=== TASK DETAILS ===
Give every line back verbatim, dropping all images.

=== RAW DATA ===
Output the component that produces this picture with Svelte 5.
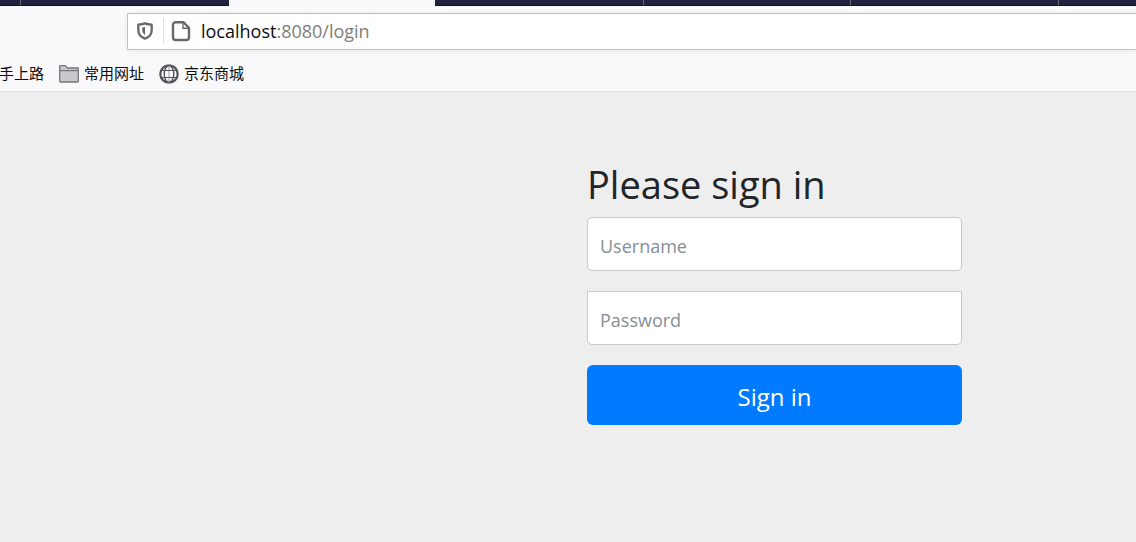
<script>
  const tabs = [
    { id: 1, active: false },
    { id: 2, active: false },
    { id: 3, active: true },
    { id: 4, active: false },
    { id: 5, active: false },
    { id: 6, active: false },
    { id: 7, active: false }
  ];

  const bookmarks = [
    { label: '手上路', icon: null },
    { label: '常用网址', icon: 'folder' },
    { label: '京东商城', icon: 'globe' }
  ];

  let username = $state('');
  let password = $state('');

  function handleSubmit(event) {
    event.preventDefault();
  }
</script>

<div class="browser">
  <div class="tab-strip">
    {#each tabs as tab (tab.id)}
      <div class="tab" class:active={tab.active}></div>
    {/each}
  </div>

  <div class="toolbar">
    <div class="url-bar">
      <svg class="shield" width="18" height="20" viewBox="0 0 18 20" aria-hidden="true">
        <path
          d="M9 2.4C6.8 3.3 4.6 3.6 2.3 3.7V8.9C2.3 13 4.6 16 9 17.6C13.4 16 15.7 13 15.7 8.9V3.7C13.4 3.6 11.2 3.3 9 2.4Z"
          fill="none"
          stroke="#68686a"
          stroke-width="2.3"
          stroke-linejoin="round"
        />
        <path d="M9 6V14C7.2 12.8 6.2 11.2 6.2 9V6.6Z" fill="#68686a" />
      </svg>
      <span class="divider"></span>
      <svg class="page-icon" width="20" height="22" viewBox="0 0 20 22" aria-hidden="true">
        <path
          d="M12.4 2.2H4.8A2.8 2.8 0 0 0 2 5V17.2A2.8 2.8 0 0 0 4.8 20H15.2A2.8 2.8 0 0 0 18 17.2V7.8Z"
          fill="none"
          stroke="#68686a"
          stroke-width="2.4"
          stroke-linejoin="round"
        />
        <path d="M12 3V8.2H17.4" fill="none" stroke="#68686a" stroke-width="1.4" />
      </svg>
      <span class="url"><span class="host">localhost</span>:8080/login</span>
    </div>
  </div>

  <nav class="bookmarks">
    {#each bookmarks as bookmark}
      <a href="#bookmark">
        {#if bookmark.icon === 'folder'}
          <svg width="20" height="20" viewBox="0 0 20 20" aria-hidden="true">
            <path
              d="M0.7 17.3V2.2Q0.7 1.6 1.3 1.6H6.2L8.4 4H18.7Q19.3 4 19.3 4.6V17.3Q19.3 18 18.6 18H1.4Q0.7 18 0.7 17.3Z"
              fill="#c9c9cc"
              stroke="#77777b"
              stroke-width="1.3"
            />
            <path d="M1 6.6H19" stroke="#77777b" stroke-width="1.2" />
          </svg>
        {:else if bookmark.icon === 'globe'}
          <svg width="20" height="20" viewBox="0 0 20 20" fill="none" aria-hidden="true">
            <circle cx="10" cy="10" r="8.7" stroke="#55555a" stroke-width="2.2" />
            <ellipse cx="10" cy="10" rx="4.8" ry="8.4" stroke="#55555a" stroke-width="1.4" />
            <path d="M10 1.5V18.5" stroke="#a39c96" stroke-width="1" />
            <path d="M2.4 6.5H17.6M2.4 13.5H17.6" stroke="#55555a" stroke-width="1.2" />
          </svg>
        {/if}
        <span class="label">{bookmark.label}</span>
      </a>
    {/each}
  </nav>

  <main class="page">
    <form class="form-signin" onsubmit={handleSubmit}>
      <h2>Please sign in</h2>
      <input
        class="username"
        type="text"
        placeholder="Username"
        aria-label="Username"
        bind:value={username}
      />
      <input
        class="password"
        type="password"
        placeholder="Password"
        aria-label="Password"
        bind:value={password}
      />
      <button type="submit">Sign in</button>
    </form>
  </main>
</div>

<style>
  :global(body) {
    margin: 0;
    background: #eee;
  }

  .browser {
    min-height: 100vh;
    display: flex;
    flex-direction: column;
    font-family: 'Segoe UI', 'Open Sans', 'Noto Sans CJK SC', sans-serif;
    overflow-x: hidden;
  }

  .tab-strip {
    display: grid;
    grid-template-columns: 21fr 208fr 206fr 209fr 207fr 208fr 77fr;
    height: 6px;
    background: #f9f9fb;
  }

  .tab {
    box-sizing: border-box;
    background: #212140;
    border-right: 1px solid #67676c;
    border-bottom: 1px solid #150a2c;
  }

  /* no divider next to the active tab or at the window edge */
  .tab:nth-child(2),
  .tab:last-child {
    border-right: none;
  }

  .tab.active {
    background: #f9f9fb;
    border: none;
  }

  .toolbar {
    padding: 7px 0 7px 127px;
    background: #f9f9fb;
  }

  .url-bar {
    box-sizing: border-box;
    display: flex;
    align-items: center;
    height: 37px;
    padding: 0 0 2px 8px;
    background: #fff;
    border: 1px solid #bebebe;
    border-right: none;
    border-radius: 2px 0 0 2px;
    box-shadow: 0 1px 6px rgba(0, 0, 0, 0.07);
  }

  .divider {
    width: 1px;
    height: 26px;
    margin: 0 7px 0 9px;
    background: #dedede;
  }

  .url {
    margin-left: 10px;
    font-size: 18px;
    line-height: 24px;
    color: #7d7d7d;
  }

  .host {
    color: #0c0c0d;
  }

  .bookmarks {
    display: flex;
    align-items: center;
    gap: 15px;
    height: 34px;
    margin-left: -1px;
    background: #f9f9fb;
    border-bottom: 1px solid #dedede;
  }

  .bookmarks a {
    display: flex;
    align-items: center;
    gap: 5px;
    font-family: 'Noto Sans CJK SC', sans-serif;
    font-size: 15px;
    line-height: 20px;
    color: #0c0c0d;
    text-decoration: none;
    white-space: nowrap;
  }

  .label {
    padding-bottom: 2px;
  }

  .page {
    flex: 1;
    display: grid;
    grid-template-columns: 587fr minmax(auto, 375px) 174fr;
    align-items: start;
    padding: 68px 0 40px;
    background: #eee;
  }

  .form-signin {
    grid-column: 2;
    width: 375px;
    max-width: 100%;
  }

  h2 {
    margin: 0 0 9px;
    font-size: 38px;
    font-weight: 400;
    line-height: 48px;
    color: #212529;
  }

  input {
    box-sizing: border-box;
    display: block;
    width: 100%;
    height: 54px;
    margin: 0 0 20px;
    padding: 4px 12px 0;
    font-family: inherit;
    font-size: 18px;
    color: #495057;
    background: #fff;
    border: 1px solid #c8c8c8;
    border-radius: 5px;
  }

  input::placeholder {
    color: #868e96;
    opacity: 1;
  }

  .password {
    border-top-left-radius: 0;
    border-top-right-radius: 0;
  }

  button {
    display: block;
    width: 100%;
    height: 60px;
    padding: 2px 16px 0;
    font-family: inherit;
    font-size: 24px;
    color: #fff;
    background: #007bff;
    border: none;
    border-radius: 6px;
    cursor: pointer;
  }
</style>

=== ANSWER FOR THIS EXERCISE ===
Output the component that produces this picture with Svelte 5.
<script>
  const tabs = [
    { id: 1, active: false },
    { id: 2, active: false },
    { id: 3, active: true },
    { id: 4, active: false },
    { id: 5, active: false },
    { id: 6, active: false },
    { id: 7, active: false }
  ];

  const bookmarks = [
    { label: '手上路', icon: null },
    { label: '常用网址', icon: 'folder' },
    { label: '京东商城', icon: 'globe' }
  ];

  let username = $state('');
  let password = $state('');

  function handleSubmit(event) {
    event.preventDefault();
  }
</script>

<div class="browser">
  <div class="tab-strip">
    {#each tabs as tab (tab.id)}
      <div class="tab" class:active={tab.active}></div>
    {/each}
  </div>

  <div class="toolbar">
    <div class="url-bar">
      <svg class="shield" width="18" height="20" viewBox="0 0 18 20" aria-hidden="true">
        <path
          d="M9 2.4C6.8 3.3 4.6 3.6 2.3 3.7V8.9C2.3 13 4.6 16 9 17.6C13.4 16 15.7 13 15.7 8.9V3.7C13.4 3.6 11.2 3.3 9 2.4Z"
          fill="none"
          stroke="#68686a"
          stroke-width="2.3"
          stroke-linejoin="round"
        />
        <path d="M9 6V14C7.2 12.8 6.2 11.2 6.2 9V6.6Z" fill="#68686a" />
      </svg>
      <span class="divider"></span>
      <svg class="page-icon" width="20" height="22" viewBox="0 0 20 22" aria-hidden="true">
        <path
          d="M12.4 2.2H4.8A2.8 2.8 0 0 0 2 5V17.2A2.8 2.8 0 0 0 4.8 20H15.2A2.8 2.8 0 0 0 18 17.2V7.8Z"
          fill="none"
          stroke="#68686a"
          stroke-width="2.4"
          stroke-linejoin="round"
        />
        <path d="M12 3V8.2H17.4" fill="none" stroke="#68686a" stroke-width="1.4" />
      </svg>
      <span class="url"><span class="host">localhost</span>:8080/login</span>
    </div>
  </div>

  <nav class="bookmarks">
    {#each bookmarks as bookmark}
      <a href="#bookmark">
        {#if bookmark.icon === 'folder'}
          <svg width="20" height="20" viewBox="0 0 20 20" aria-hidden="true">
            <path
              d="M0.7 17.3V2.2Q0.7 1.6 1.3 1.6H6.2L8.4 4H18.7Q19.3 4 19.3 4.6V17.3Q19.3 18 18.6 18H1.4Q0.7 18 0.7 17.3Z"
              fill="#c9c9cc"
              stroke="#77777b"
              stroke-width="1.3"
            />
            <path d="M1 6.6H19" stroke="#77777b" stroke-width="1.2" />
          </svg>
        {:else if bookmark.icon === 'globe'}
          <svg width="20" height="20" viewBox="0 0 20 20" fill="none" aria-hidden="true">
            <circle cx="10" cy="10" r="8.7" stroke="#55555a" stroke-width="2.2" />
            <ellipse cx="10" cy="10" rx="4.8" ry="8.4" stroke="#55555a" stroke-width="1.4" />
            <path d="M10 1.5V18.5" stroke="#a39c96" stroke-width="1" />
            <path d="M2.4 6.5H17.6M2.4 13.5H17.6" stroke="#55555a" stroke-width="1.2" />
          </svg>
        {/if}
        <span class="label">{bookmark.label}</span>
      </a>
    {/each}
  </nav>

  <main class="page">
    <form class="form-signin" onsubmit={handleSubmit}>
      <h2>Please sign in</h2>
      <input
        class="username"
        type="text"
        placeholder="Username"
        aria-label="Username"
        bind:value={username}
      />
      <input
        class="password"
        type="password"
        placeholder="Password"
        aria-label="Password"
        bind:value={password}
      />
      <button type="submit">Sign in</button>
    </form>
  </main>
</div>

<style>
  :global(body) {
    margin: 0;
    background: #eee;
  }

  .browser {
    min-height: 100vh;
    display: flex;
    flex-direction: column;
    font-family: 'Segoe UI', 'Open Sans', 'Noto Sans CJK SC', sans-serif;
    overflow-x: hidden;
  }

  .tab-strip {
    display: grid;
    grid-template-columns: 21fr 208fr 206fr 209fr 207fr 208fr 77fr;
    height: 6px;
    background: #f9f9fb;
  }

  .tab {
    box-sizing: border-box;
    background: #212140;
    border-right: 1px solid #67676c;
    border-bottom: 1px solid #150a2c;
  }

  /* no divider next to the active tab or at the window edge */
  .tab:nth-child(2),
  .tab:last-child {
    border-right: none;
  }

  .tab.active {
    background: #f9f9fb;
    border: none;
  }

  .toolbar {
    padding: 7px 0 7px 127px;
    background: #f9f9fb;
  }

  .url-bar {
    box-sizing: border-box;
    display: flex;
    align-items: center;
    height: 37px;
    padding: 0 0 2px 8px;
    background: #fff;
    border: 1px solid #bebebe;
    border-right: none;
    border-radius: 2px 0 0 2px;
    box-shadow: 0 1px 6px rgba(0, 0, 0, 0.07);
  }

  .divider {
    width: 1px;
    height: 26px;
    margin: 0 7px 0 9px;
    background: #dedede;
  }

  .url {
    margin-left: 10px;
    font-size: 18px;
    line-height: 24px;
    color: #7d7d7d;
  }

  .host {
    color: #0c0c0d;
  }

  .bookmarks {
    display: flex;
    align-items: center;
    gap: 15px;
    height: 34px;
    margin-left: -1px;
    background: #f9f9fb;
    border-bottom: 1px solid #dedede;
  }

  .bookmarks a {
    display: flex;
    align-items: center;
    gap: 5px;
    font-family: 'Noto Sans CJK SC', sans-serif;
    font-size: 15px;
    line-height: 20px;
    color: #0c0c0d;
    text-decoration: none;
    white-space: nowrap;
  }

  .label {
    padding-bottom: 2px;
  }

  .page {
    flex: 1;
    display: grid;
    grid-template-columns: 587fr minmax(auto, 375px) 174fr;
    align-items: start;
    padding: 68px 0 40px;
    background: #eee;
  }

  .form-signin {
    grid-column: 2;
    width: 375px;
    max-width: 100%;
  }

  h2 {
    margin: 0 0 9px;
    font-size: 38px;
    font-weight: 400;
    line-height: 48px;
    color: #212529;
  }

  input {
    box-sizing: border-box;
    display: block;
    width: 100%;
    height: 54px;
    margin: 0 0 20px;
    padding: 4px 12px 0;
    font-family: inherit;
    font-size: 18px;
    color: #495057;
    background: #fff;
    border: 1px solid #c8c8c8;
    border-radius: 5px;
  }

  input::placeholder {
    color: #868e96;
    opacity: 1;
  }

  .password {
    border-top-left-radius: 0;
    border-top-right-radius: 0;
  }

  button {
    display: block;
    width: 100%;
    height: 60px;
    padding: 2px 16px 0;
    font-family: inherit;
    font-size: 24px;
    color: #fff;
    background: #007bff;
    border: none;
    border-radius: 6px;
    cursor: pointer;
  }
</style>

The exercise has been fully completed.